It is an evergreen climbing rose which originally came from China. Brought to the United States in the early 1700's by immigrants, it was soon growing in home gardens. It is very sturdy and can thrive in poor soil and in droughts.
The rose, which has a very short blooming period in late March and early April, is a lovely snow-white with a yellow center. In looks it is similar to the matilija poppy flower which I showed you in the blog December 2nd, but it is much smaller. It is also quite fragrant.
This is a shot of one of my Cherokee Rose shrubs when it was first planted against the deck on the South side of my house. I ordered the two shrubs I have from the Internet. This was my second attempt. The first plants I received were very small and not well-rooted and did not make it. These plants, which now are about 7 years old, were in much better condition, and did well. As you can tell by the fencing, the deer find them quite tasty.
Sometime after we moved to Kelsey in 1999, there was a photo in the Placerville newspaper, the Mountain Democrat, of a large climbing rose bush completely enveloping the side of an old barn in Coloma. White flowers covered the shrub. I was enthralled and soon drove to Coloma to find the barn. I discovered the name of the plant and decided I wanted one, and could not find them in the nurseries around the area. That is where the Internet comes in handy!

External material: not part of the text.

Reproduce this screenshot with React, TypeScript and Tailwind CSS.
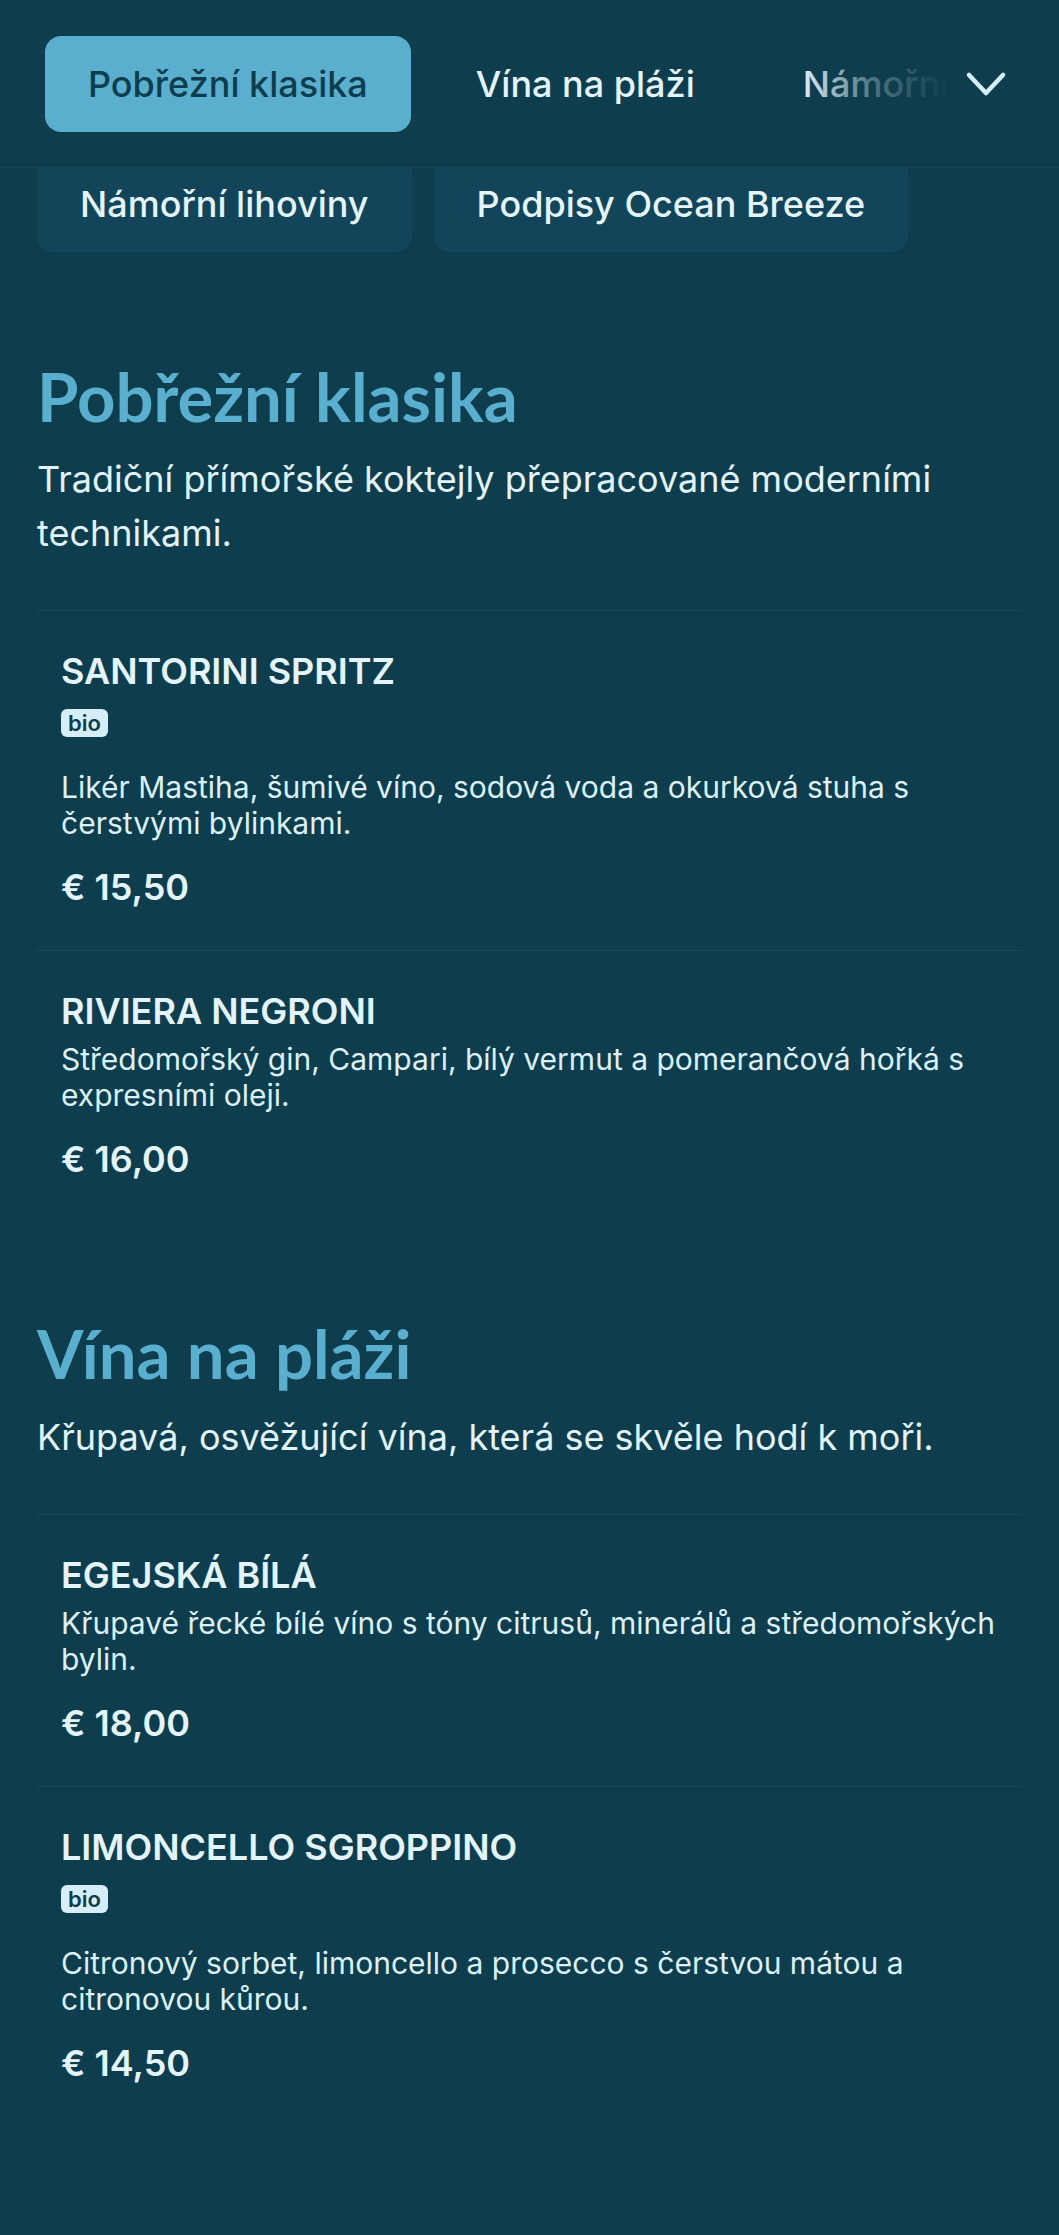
interface MenuItem {
  name: string
  tags?: string[]
  description: string
  price: string
}

interface MenuSection {
  id: string
  title: string
  intro: string
  items: MenuItem[]
}

const SECTIONS: MenuSection[] = [
  {
    id: 'coastal',
    title: 'Pobřežní klasika',
    intro: 'Tradiční přímořské koktejly přepracované moderními technikami.',
    items: [
      {
        name: 'Santorini Spritz',
        tags: ['bio'],
        description: 'Likér Mastiha, šumivé víno, sodová voda a okurková stuha s čerstvými bylinkami.',
        price: '€ 15,50',
      },
      {
        name: 'Riviera Negroni',
        description: 'Středomořský gin, Campari, bílý vermut a pomerančová hořká s expresními oleji.',
        price: '€ 16,00',
      },
    ],
  },
  {
    id: 'wines',
    title: 'Vína na pláži',
    intro: 'Křupavá, osvěžující vína, která se skvěle hodí k moři.',
    items: [
      {
        name: 'Egejská bílá',
        description: 'Křupavé řecké bílé víno s tóny citrusů, minerálů a středomořských bylin.',
        price: '€ 18,00',
      },
      {
        name: 'Limoncello Sgroppino',
        tags: ['bio'],
        description: 'Citronový sorbet, limoncello a prosecco s čerstvou mátou a citronovou kůrou.',
        price: '€ 14,50',
      },
    ],
  },
  {
    id: 'spirits',
    title: 'Námořní lihoviny',
    intro: 'Rumy, giny a destiláty inspirované dlouhými plavbami.',
    items: [
      {
        name: 'Kapitánův rum',
        description: 'Osmiletý tmavý rum podávaný s pomerančovou kůrou a kostkou ledu.',
        price: '€ 12,00',
      },
    ],
  },
]

const TABS = ['Pobřežní klasika', 'Vína na pláži', 'Námořní lihoviny', 'Podpisy Ocean Breeze']

// shared pill sizing for the header tabs and the category chips
const pillClass = 'shrink-0 whitespace-nowrap rounded-[16px] px-[43px] py-[28px] text-[36px] font-medium leading-[40px]'

function MenuRow({ item }: { item: MenuItem }) {
  const hasTags = item.tags && item.tags.length > 0
  return (
    <li className="border-t border-[#174a5c] px-[24px] pb-[43px] pt-[40px]">
      <h3 className="text-[36px] font-semibold uppercase leading-[40px] text-[#e4f4fb]">{item.name}</h3>
      {hasTags && (
        <div className="mt-[18px] flex gap-[8px]">
          {item.tags!.map((tag) => (
            <span
              key={tag}
              className="rounded-[6px] bg-[#d6eef8] px-[7px] text-[22px] font-semibold leading-[28px] text-[#0e3d4e]"
            >
              {tag}
            </span>
          ))}
        </div>
      )}
      <p className={`${hasTags ? 'mt-[32px]' : 'mt-[10px]'} text-[30px] leading-[36px] text-[#dcf0f8]`}>
        {item.description}
      </p>
      <p className="mt-[26px] text-[36px] font-semibold leading-[40px] text-[#e4f4fb]">{item.price}</p>
    </li>
  )
}

export default function App() {
  return (
    <div className="flex h-screen flex-col overflow-hidden bg-[#0e3d4e] font-['Inter','Noto_Sans',sans-serif] text-[#e4f4fb]">
      <header className="flex shrink-0 items-center border-b border-[#134557] bg-[#0e3d4e] pb-[35px] pl-[45px] pr-[45px] pt-[36px]">
        <div className="relative min-w-0 flex-1 overflow-hidden">
          <nav className="flex gap-[22px]">
            {TABS.map((tab, i) => (
              <button
                key={tab}
                type="button"
                className={`${pillClass} ${i === 0 ? 'bg-[#5bafce] text-[#0e3d4e]' : 'text-[#e4f4fb]'}`}
              >
                {tab}
              </button>
            ))}
          </nav>
          {/* fade the overflowing tabs into the header */}
          <div className="pointer-events-none absolute inset-y-0 right-0 w-[150px] bg-gradient-to-r from-transparent via-[#0e3d4e]/70 to-[#0e3d4e]" />
        </div>
        <button
          type="button"
          aria-label="Všechny kategorie"
          className="ml-[10px] flex h-[56px] w-[56px] shrink-0 items-center justify-center text-[#d6eef8]"
        >
          <svg width="44" height="28" viewBox="0 0 44 28" fill="none">
            <polyline
              points="5,5 22,23 39,5"
              stroke="currentColor"
              strokeWidth="4.5"
              strokeLinecap="round"
              strokeLinejoin="round"
            />
          </svg>
        </button>
      </header>

      <main className="min-h-0 flex-1 overflow-hidden px-[37px]">
        <div className="-mt-[12px] flex flex-wrap gap-[22px]">
          {TABS.slice(2).map((tab) => (
            <button key={tab} type="button" className={`${pillClass} bg-[#12445a] text-[#e4f4fb]`}>
              {tab}
            </button>
          ))}
        </div>

        <div className="flex flex-col gap-[91px] pt-[104px]">
          {SECTIONS.map((section) => (
            <section key={section.id} className="last:mt-[26px]">
              <h2 className="font-['Lato',sans-serif] text-[67px] font-bold leading-[1.2] text-[#5bafce]">
                {section.title}
              </h2>
              <p className="mt-[16px] text-[36px] leading-[54px] text-[#e2f3fa]">{section.intro}</p>
              <ul className="mt-[50px]">
                {section.items.map((item) => (
                  <MenuRow key={item.name} item={item} />
                ))}
              </ul>
            </section>
          ))}
        </div>
      </main>
    </div>
  )
}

After I had planted my shrubs and they were starting to get larger, the paper ran another photo of the barn in Coloma and the rose. This was about 5 years after the first photo which had caught my eye. However, in this photo the photographer identified the plant as a camelia! I do have to admit that the flower can look like some camellias I have seen, and it does bloom early. Even the leaves, since they are evergreen, can look like camellia leaves. I have seen plants mislabeled in photographs in the paper many times, I get a kick out of it.
The Cherokee Rose became the state flower of Georgia in 1916. It is tragically linked to history in that state by the "Trail of Tears". In 1838 thousands of Cherokee were forced off their lands east of the Mississippi River, and the path they took on the journey was called the Trail of Tears because of all the tears the women shed as they traveled. The legend is that a Cherokee Rose grew everywhere a tear dropped.
This is a closeup of one of the beautiful fleeting blooms of the Cherokee Rose.
The rose is starting to climb up a trellis by the deck. It started flowering the next spring after it was planted, and now when it blooms it is fully covered. I can't wait until this spring. Someday perhaps the whole side of our house will be covered like the barn in Coloma.
Here on the left you can see a spray that has escaped the deer fencing and is attempting to cover the air conditioning unit.
This poor little shrub is my other Cherokee Rose which is growing against the garage on the West side of the house. The soil there is terrible and the sun is relentless, but it still tries hard to grow. I want it to grow up and cover the windows someday, if the deer give it a chance. This shrub has had a tough time, between the soil and the deer, and the workers who re-sided our home. Wood, gravel, ladders, you name it, was piled on it. Then two years later my husband painted the house, so it had paint on it from the sprayer, and got cut back and pushed aside. Now maybe it will have a chance to grow tall. The Cherokee Rose can reach heights of 20 feet.
This is the shape it was in (along with its neighboring hollyhock) after the workers put the siding on. Above are the windows of the garage I hope to have shaded by the shrub someday.
This is my garage rose about 3 years ago. It is getting bigger (in spite of the deer) and it blooms well.
A close up of the many blooms. You can see here how someone could mistake both leaves and blooms for a Camellia.
The Cherokee Rose on the South of the house has now grown up past the railing of the deck and it attempting to make it to the deck roof. It finds the boost the drainage spout offers very helpful. I haven't had to tie it up at all. I have helped it wind its way through the trellis occasionally.
The bush is very full of thorns, so I am glad I don't need to prune it or work with it too often.